◆ Data extracted from a collection ◆
* * * * * * * * *
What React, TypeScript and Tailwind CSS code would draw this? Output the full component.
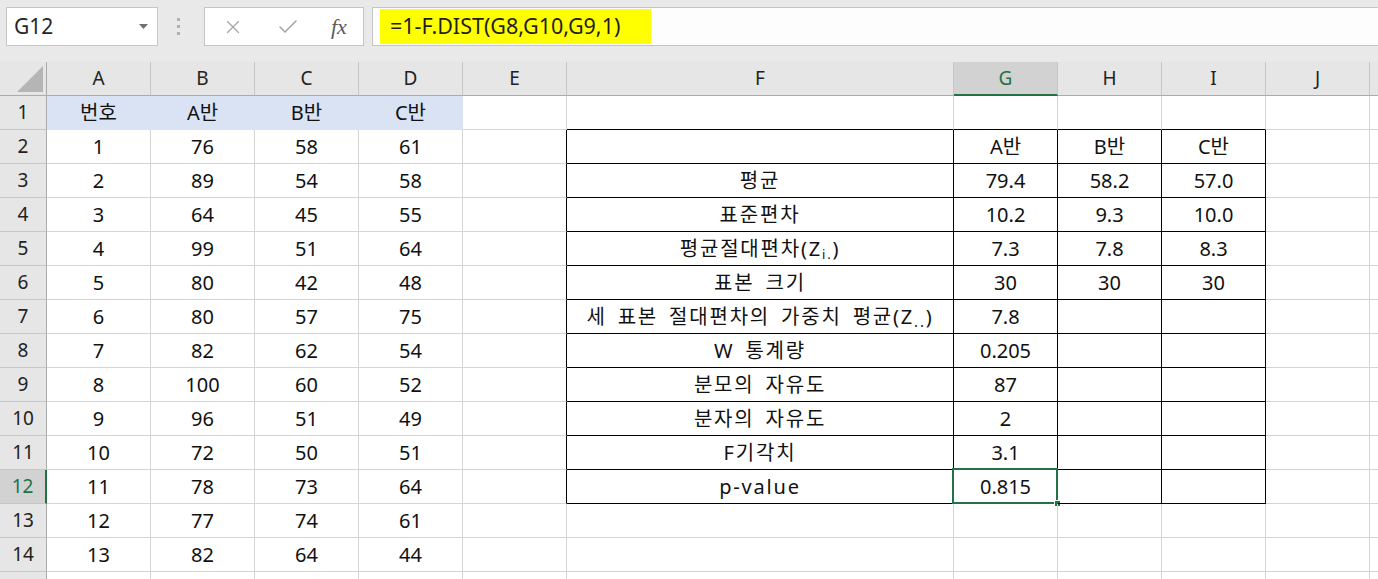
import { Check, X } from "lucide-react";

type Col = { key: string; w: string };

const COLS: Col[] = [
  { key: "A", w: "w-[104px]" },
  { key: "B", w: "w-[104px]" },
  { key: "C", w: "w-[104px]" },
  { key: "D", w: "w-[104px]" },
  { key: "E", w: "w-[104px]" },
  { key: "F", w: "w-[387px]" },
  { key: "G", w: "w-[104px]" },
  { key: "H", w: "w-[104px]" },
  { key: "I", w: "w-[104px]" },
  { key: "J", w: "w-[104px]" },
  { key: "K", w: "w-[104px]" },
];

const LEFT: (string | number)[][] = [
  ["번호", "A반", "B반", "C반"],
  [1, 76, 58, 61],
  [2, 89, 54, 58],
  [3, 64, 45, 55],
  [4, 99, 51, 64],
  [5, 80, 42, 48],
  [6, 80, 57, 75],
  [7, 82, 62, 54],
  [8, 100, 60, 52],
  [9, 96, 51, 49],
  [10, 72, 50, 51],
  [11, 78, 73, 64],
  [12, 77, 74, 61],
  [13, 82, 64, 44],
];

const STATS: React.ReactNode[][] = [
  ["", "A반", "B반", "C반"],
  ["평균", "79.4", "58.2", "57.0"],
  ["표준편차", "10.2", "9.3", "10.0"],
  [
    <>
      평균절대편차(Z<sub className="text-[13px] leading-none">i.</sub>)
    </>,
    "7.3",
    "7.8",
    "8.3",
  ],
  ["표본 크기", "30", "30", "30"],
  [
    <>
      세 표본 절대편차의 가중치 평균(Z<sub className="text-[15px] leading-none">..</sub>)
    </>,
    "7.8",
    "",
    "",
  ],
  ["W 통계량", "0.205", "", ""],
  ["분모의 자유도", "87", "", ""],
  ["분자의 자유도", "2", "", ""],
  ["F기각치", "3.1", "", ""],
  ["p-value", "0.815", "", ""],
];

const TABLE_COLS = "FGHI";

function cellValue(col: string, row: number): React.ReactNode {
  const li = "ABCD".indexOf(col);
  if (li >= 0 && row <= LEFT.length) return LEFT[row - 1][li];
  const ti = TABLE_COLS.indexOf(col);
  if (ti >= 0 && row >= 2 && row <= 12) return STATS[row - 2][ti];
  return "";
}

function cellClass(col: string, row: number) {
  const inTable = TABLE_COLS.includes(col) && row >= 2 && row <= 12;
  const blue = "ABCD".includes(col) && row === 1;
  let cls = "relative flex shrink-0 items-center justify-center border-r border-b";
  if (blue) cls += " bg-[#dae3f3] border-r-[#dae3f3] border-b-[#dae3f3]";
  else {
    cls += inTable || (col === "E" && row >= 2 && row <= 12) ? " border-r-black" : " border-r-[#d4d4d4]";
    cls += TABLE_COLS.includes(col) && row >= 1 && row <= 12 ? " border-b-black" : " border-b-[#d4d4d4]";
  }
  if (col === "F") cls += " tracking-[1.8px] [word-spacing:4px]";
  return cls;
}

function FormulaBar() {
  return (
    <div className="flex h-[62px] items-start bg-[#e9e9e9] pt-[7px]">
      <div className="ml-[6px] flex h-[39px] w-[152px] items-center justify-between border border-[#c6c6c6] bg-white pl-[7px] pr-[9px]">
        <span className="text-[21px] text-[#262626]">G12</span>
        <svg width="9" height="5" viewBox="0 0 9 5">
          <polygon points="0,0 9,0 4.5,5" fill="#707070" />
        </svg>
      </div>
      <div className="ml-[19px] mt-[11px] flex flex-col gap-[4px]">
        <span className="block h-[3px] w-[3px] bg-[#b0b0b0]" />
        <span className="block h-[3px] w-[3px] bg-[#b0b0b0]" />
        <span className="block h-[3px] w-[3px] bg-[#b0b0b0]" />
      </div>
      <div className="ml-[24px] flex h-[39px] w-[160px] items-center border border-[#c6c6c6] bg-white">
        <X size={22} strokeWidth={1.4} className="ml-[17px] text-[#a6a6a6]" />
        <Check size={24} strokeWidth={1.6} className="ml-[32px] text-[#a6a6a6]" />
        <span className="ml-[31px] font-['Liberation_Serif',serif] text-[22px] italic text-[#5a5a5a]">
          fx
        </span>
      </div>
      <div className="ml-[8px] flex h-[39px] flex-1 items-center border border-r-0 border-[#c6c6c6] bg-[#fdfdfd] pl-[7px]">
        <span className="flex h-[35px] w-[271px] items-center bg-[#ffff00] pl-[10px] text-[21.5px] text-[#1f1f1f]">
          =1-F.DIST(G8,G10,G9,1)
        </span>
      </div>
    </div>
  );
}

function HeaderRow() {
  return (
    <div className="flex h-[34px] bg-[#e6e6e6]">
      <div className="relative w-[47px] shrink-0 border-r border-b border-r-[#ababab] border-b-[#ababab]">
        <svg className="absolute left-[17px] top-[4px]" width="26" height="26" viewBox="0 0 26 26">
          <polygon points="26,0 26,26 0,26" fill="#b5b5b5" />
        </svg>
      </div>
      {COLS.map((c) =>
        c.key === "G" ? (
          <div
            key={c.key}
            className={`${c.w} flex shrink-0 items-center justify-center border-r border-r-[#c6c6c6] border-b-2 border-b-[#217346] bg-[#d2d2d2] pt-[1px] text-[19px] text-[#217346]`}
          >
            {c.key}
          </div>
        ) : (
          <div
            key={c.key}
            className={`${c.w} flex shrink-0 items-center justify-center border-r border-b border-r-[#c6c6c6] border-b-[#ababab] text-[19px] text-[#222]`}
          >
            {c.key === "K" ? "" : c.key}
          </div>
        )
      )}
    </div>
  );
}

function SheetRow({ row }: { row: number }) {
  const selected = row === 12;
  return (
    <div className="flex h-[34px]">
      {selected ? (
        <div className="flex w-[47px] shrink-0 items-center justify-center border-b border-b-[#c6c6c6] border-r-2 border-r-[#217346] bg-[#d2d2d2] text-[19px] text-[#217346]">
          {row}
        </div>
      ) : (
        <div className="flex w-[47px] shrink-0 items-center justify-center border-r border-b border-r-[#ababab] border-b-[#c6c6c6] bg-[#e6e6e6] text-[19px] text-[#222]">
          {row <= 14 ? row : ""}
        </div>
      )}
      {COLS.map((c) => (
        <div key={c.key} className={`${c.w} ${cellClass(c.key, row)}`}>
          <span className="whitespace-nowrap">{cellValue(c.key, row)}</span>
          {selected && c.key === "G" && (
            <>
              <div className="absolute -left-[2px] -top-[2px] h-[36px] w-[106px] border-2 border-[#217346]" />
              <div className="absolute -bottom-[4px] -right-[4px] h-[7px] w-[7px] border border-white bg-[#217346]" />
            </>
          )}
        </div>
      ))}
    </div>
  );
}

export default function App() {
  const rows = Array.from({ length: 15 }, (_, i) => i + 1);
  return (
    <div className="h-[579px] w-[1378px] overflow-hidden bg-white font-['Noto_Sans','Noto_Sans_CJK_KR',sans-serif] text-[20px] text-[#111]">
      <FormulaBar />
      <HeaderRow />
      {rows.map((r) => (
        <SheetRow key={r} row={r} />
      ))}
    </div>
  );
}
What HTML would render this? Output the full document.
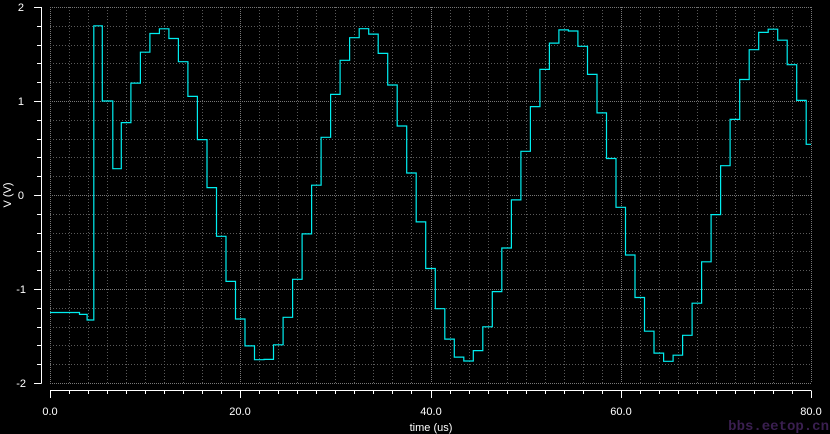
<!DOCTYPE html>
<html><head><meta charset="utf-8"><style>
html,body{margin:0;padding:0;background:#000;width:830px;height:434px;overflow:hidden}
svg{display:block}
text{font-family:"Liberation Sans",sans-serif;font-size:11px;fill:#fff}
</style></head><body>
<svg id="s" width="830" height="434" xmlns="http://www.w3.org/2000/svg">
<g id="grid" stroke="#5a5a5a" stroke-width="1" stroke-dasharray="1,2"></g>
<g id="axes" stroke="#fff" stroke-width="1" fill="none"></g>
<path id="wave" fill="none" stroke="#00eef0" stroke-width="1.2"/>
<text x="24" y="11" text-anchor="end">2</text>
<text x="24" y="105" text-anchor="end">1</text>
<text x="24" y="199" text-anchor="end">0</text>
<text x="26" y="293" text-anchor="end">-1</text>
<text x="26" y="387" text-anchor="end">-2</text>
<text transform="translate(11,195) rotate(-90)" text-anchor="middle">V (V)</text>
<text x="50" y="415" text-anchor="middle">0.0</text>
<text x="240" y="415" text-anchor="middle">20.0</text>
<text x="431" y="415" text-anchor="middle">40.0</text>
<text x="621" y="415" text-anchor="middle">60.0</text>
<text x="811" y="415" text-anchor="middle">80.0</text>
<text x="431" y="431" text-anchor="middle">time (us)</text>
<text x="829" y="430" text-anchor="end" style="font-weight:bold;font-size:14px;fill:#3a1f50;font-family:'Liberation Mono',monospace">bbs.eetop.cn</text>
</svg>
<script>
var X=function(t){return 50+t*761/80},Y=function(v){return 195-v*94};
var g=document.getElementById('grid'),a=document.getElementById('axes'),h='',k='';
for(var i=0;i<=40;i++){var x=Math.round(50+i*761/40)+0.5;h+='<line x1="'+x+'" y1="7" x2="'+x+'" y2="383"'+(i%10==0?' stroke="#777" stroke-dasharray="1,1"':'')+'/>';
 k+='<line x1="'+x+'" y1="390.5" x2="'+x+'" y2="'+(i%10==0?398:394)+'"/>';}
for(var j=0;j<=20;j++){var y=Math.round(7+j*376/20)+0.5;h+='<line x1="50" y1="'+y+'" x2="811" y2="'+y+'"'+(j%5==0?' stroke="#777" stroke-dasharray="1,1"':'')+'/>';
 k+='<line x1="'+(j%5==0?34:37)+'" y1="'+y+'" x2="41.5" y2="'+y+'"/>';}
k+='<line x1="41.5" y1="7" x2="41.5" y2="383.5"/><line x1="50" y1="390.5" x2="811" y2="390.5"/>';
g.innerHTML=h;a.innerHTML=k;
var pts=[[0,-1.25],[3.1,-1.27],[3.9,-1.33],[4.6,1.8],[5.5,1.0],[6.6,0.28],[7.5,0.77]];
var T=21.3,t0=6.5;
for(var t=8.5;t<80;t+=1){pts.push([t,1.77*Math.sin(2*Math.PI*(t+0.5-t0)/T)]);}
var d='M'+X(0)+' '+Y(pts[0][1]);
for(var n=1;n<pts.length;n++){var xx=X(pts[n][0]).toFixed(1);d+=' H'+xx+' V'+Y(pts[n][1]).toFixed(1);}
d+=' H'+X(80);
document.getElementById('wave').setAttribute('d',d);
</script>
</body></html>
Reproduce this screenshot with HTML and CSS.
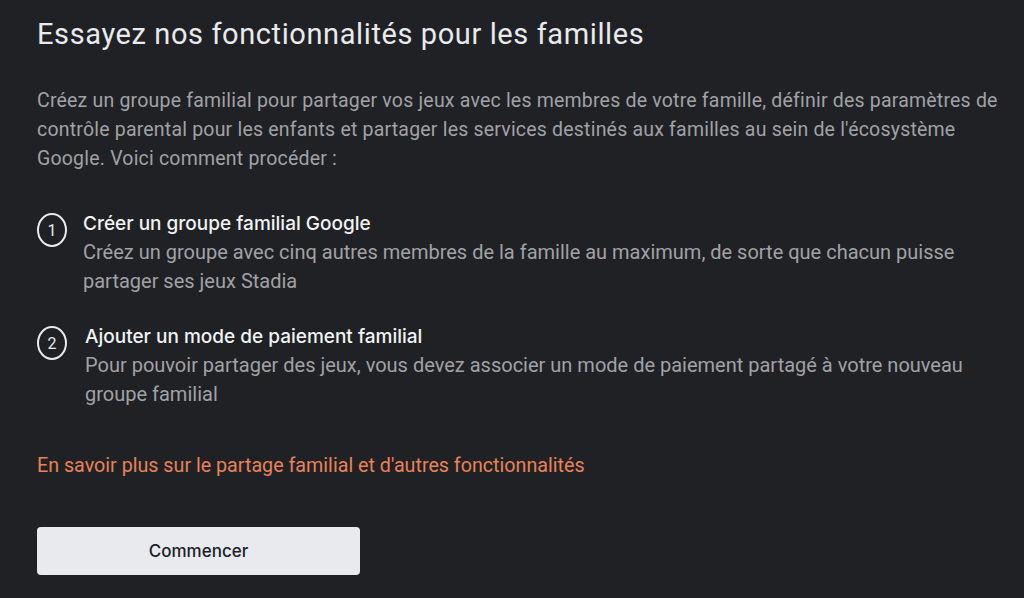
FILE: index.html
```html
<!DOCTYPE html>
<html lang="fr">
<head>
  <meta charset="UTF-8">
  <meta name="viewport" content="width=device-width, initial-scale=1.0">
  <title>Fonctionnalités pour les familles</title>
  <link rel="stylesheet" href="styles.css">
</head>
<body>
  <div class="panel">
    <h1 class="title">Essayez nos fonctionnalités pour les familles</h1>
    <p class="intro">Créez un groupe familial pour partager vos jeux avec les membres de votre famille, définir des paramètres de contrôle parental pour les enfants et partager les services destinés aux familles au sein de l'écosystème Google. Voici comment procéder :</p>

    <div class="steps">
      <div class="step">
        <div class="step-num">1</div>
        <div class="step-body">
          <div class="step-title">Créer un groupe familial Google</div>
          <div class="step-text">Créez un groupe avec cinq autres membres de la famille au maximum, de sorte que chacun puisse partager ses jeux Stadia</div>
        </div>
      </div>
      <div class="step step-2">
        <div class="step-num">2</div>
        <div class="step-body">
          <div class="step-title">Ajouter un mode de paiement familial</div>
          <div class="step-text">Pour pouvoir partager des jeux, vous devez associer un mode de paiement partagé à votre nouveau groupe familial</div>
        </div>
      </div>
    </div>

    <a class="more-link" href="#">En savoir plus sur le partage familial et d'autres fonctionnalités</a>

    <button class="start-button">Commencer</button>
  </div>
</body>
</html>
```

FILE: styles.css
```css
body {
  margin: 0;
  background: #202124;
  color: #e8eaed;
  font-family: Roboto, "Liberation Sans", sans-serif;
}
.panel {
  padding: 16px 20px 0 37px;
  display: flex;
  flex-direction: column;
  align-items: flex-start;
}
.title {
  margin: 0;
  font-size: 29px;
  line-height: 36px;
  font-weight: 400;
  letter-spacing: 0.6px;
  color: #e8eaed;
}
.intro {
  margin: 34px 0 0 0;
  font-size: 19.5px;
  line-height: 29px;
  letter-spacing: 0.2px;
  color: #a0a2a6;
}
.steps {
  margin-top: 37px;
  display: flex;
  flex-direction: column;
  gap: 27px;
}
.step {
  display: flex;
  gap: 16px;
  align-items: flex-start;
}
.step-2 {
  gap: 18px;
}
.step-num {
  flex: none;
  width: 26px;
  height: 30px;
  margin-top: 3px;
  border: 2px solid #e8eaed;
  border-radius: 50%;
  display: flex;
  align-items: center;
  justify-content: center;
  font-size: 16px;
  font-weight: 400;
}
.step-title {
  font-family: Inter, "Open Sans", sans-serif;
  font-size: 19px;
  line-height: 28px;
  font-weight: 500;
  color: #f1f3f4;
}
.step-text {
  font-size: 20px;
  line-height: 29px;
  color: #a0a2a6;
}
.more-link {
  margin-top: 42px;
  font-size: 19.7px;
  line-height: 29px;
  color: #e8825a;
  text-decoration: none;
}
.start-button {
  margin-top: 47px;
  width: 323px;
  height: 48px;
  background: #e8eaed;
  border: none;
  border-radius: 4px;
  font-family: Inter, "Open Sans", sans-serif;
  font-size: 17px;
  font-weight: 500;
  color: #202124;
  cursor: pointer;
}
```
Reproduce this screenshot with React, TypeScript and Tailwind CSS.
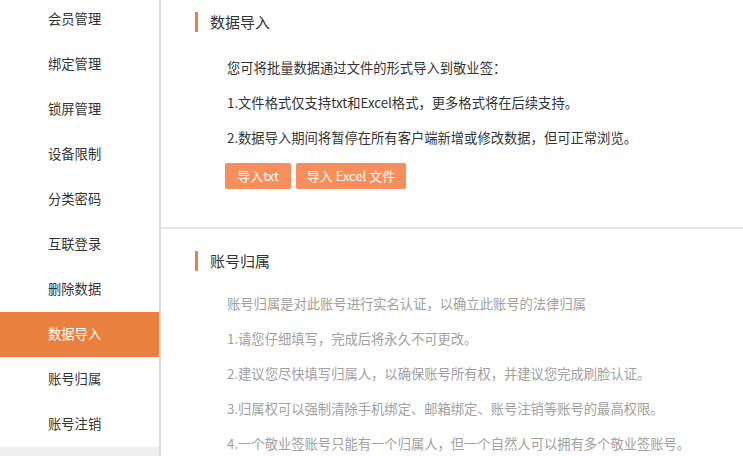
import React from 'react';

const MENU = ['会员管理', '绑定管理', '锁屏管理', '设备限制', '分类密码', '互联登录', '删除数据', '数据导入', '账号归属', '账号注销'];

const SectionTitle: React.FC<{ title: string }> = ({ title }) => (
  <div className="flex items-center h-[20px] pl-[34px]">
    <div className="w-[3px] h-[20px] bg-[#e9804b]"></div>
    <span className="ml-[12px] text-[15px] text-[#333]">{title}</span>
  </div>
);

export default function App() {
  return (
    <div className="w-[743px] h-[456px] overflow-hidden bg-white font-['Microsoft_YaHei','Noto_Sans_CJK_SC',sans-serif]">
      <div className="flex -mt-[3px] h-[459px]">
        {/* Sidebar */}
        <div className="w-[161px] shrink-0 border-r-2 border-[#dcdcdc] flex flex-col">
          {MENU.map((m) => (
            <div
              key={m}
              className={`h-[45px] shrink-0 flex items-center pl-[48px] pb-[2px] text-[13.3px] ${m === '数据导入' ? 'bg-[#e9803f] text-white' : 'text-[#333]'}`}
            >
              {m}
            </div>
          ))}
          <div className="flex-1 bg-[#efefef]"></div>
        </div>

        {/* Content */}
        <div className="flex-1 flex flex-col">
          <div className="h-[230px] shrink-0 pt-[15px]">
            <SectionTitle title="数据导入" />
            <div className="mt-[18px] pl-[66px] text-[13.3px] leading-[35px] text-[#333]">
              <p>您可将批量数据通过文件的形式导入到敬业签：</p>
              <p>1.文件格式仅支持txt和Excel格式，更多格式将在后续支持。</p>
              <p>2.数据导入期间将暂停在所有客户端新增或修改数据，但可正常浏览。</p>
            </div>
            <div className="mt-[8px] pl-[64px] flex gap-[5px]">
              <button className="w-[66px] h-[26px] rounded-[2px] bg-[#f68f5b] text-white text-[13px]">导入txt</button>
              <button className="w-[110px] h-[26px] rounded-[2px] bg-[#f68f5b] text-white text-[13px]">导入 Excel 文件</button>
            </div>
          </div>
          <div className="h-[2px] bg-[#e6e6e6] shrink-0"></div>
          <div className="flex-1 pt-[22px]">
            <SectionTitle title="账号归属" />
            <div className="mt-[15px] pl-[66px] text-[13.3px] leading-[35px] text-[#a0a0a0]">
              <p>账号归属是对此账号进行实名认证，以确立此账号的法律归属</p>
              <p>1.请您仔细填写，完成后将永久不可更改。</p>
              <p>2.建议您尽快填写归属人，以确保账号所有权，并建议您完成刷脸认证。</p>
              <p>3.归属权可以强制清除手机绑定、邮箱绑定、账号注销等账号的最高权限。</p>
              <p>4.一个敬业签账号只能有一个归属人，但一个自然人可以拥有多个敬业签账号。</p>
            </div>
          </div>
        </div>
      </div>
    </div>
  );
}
* * * * * * * * *
◆ Your instructions ◆
Write out again exactly the lines from the start of the data above through the line containing "string; w: string", inclusive, excluding any pictures.

◆ Result ◆
What React, TypeScript and Tailwind CSS code would draw this? Output the full component.
import { Check, X } from "lucide-react";

type Col = { key: string; w: string };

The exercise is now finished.